---------- Information shown
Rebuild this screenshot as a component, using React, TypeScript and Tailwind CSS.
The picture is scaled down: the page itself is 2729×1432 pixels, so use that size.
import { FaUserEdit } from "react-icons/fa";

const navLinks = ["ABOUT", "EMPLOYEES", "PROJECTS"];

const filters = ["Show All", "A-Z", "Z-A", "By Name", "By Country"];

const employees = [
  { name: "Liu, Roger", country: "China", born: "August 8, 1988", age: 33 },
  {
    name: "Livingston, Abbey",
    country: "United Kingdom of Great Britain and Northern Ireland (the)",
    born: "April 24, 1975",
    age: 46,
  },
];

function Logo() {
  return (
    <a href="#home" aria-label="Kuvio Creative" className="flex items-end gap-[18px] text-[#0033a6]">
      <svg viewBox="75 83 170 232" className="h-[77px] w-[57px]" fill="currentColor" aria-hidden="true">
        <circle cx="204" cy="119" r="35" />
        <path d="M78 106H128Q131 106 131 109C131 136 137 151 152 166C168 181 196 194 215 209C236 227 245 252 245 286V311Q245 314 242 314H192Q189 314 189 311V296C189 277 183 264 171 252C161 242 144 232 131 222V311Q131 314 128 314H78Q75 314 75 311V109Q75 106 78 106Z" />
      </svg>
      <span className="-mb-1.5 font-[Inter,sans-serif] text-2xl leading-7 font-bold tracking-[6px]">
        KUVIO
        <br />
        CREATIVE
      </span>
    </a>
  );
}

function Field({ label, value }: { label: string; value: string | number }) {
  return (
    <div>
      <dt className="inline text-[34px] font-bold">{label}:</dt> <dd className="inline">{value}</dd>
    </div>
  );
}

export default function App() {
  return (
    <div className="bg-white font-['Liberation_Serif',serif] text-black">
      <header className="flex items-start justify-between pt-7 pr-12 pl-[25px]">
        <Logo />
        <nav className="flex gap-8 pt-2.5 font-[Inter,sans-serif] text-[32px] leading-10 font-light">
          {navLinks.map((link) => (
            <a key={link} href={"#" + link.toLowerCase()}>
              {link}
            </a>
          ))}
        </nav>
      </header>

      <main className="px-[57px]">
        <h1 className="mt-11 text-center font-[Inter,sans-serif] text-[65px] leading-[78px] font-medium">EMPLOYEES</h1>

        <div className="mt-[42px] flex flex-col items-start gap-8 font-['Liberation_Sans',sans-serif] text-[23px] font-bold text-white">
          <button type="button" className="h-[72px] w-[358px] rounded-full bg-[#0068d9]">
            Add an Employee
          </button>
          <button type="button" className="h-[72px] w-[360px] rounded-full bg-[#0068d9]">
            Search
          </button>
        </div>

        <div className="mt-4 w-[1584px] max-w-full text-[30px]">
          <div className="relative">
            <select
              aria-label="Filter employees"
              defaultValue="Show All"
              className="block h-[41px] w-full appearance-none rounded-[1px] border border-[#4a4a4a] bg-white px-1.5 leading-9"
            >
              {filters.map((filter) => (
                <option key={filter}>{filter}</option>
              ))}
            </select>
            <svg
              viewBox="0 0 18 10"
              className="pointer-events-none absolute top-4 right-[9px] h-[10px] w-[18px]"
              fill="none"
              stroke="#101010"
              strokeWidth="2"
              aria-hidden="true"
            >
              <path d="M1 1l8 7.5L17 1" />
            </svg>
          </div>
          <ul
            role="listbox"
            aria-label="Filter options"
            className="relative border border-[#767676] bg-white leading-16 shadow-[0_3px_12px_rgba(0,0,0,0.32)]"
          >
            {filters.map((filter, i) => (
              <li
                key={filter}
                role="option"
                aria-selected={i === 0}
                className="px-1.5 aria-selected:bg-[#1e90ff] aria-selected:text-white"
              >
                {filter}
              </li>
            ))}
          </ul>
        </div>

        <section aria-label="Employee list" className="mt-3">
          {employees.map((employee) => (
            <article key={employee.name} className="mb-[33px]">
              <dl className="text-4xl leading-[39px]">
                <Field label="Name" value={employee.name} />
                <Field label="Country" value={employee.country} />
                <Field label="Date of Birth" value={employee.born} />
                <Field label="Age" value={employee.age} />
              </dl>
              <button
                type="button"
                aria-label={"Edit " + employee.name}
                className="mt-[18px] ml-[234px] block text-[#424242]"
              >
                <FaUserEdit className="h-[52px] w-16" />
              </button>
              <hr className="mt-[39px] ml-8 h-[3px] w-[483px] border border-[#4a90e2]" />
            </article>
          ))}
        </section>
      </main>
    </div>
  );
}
--------------------
Goal →
Print the whole listing exactly as it is.

Output →
Rebuild this screenshot as a component, using React, TypeScript and Tailwind CSS.
The picture is scaled down: the page itself is 2729×1432 pixels, so use that size.
import { FaUserEdit } from "react-icons/fa";

const navLinks = ["ABOUT", "EMPLOYEES", "PROJECTS"];

const filters = ["Show All", "A-Z", "Z-A", "By Name", "By Country"];

const employees = [
  { name: "Liu, Roger", country: "China", born: "August 8, 1988", age: 33 },
  {
    name: "Livingston, Abbey",
    country: "United Kingdom of Great Britain and Northern Ireland (the)",
    born: "April 24, 1975",
    age: 46,
  },
];

function Logo() {
  return (
    <a href="#home" aria-label="Kuvio Creative" className="flex items-end gap-[18px] text-[#0033a6]">
      <svg viewBox="75 83 170 232" className="h-[77px] w-[57px]" fill="currentColor" aria-hidden="true">
        <circle cx="204" cy="119" r="35" />
        <path d="M78 106H128Q131 106 131 109C131 136 137 151 152 166C168 181 196 194 215 209C236 227 245 252 245 286V311Q245 314 242 314H192Q189 314 189 311V296C189 277 183 264 171 252C161 242 144 232 131 222V311Q131 314 128 314H78Q75 314 75 311V109Q75 106 78 106Z" />
      </svg>
      <span className="-mb-1.5 font-[Inter,sans-serif] text-2xl leading-7 font-bold tracking-[6px]">
        KUVIO
        <br />
        CREATIVE
      </span>
    </a>
  );
}

function Field({ label, value }: { label: string; value: string | number }) {
  return (
    <div>
      <dt className="inline text-[34px] font-bold">{label}:</dt> <dd className="inline">{value}</dd>
    </div>
  );
}

export default function App() {
  return (
    <div className="bg-white font-['Liberation_Serif',serif] text-black">
      <header className="flex items-start justify-between pt-7 pr-12 pl-[25px]">
        <Logo />
        <nav className="flex gap-8 pt-2.5 font-[Inter,sans-serif] text-[32px] leading-10 font-light">
          {navLinks.map((link) => (
            <a key={link} href={"#" + link.toLowerCase()}>
              {link}
            </a>
          ))}
        </nav>
      </header>

      <main className="px-[57px]">
        <h1 className="mt-11 text-center font-[Inter,sans-serif] text-[65px] leading-[78px] font-medium">EMPLOYEES</h1>

        <div className="mt-[42px] flex flex-col items-start gap-8 font-['Liberation_Sans',sans-serif] text-[23px] font-bold text-white">
          <button type="button" className="h-[72px] w-[358px] rounded-full bg-[#0068d9]">
            Add an Employee
          </button>
          <button type="button" className="h-[72px] w-[360px] rounded-full bg-[#0068d9]">
            Search
          </button>
        </div>

        <div className="mt-4 w-[1584px] max-w-full text-[30px]">
          <div className="relative">
            <select
              aria-label="Filter employees"
              defaultValue="Show All"
              className="block h-[41px] w-full appearance-none rounded-[1px] border border-[#4a4a4a] bg-white px-1.5 leading-9"
            >
              {filters.map((filter) => (
                <option key={filter}>{filter}</option>
              ))}
            </select>
            <svg
              viewBox="0 0 18 10"
              className="pointer-events-none absolute top-4 right-[9px] h-[10px] w-[18px]"
              fill="none"
              stroke="#101010"
              strokeWidth="2"
              aria-hidden="true"
            >
              <path d="M1 1l8 7.5L17 1" />
            </svg>
          </div>
          <ul
            role="listbox"
            aria-label="Filter options"
            className="relative border border-[#767676] bg-white leading-16 shadow-[0_3px_12px_rgba(0,0,0,0.32)]"
          >
            {filters.map((filter, i) => (
              <li
                key={filter}
                role="option"
                aria-selected={i === 0}
                className="px-1.5 aria-selected:bg-[#1e90ff] aria-selected:text-white"
              >
                {filter}
              </li>
            ))}
          </ul>
        </div>

        <section aria-label="Employee list" className="mt-3">
          {employees.map((employee) => (
            <article key={employee.name} className="mb-[33px]">
              <dl className="text-4xl leading-[39px]">
                <Field label="Name" value={employee.name} />
                <Field label="Country" value={employee.country} />
                <Field label="Date of Birth" value={employee.born} />
                <Field label="Age" value={employee.age} />
              </dl>
              <button
                type="button"
                aria-label={"Edit " + employee.name}
                className="mt-[18px] ml-[234px] block text-[#424242]"
              >
                <FaUserEdit className="h-[52px] w-16" />
              </button>
              <hr className="mt-[39px] ml-8 h-[3px] w-[483px] border border-[#4a90e2]" />
            </article>
          ))}
        </section>
      </main>
    </div>
  );
}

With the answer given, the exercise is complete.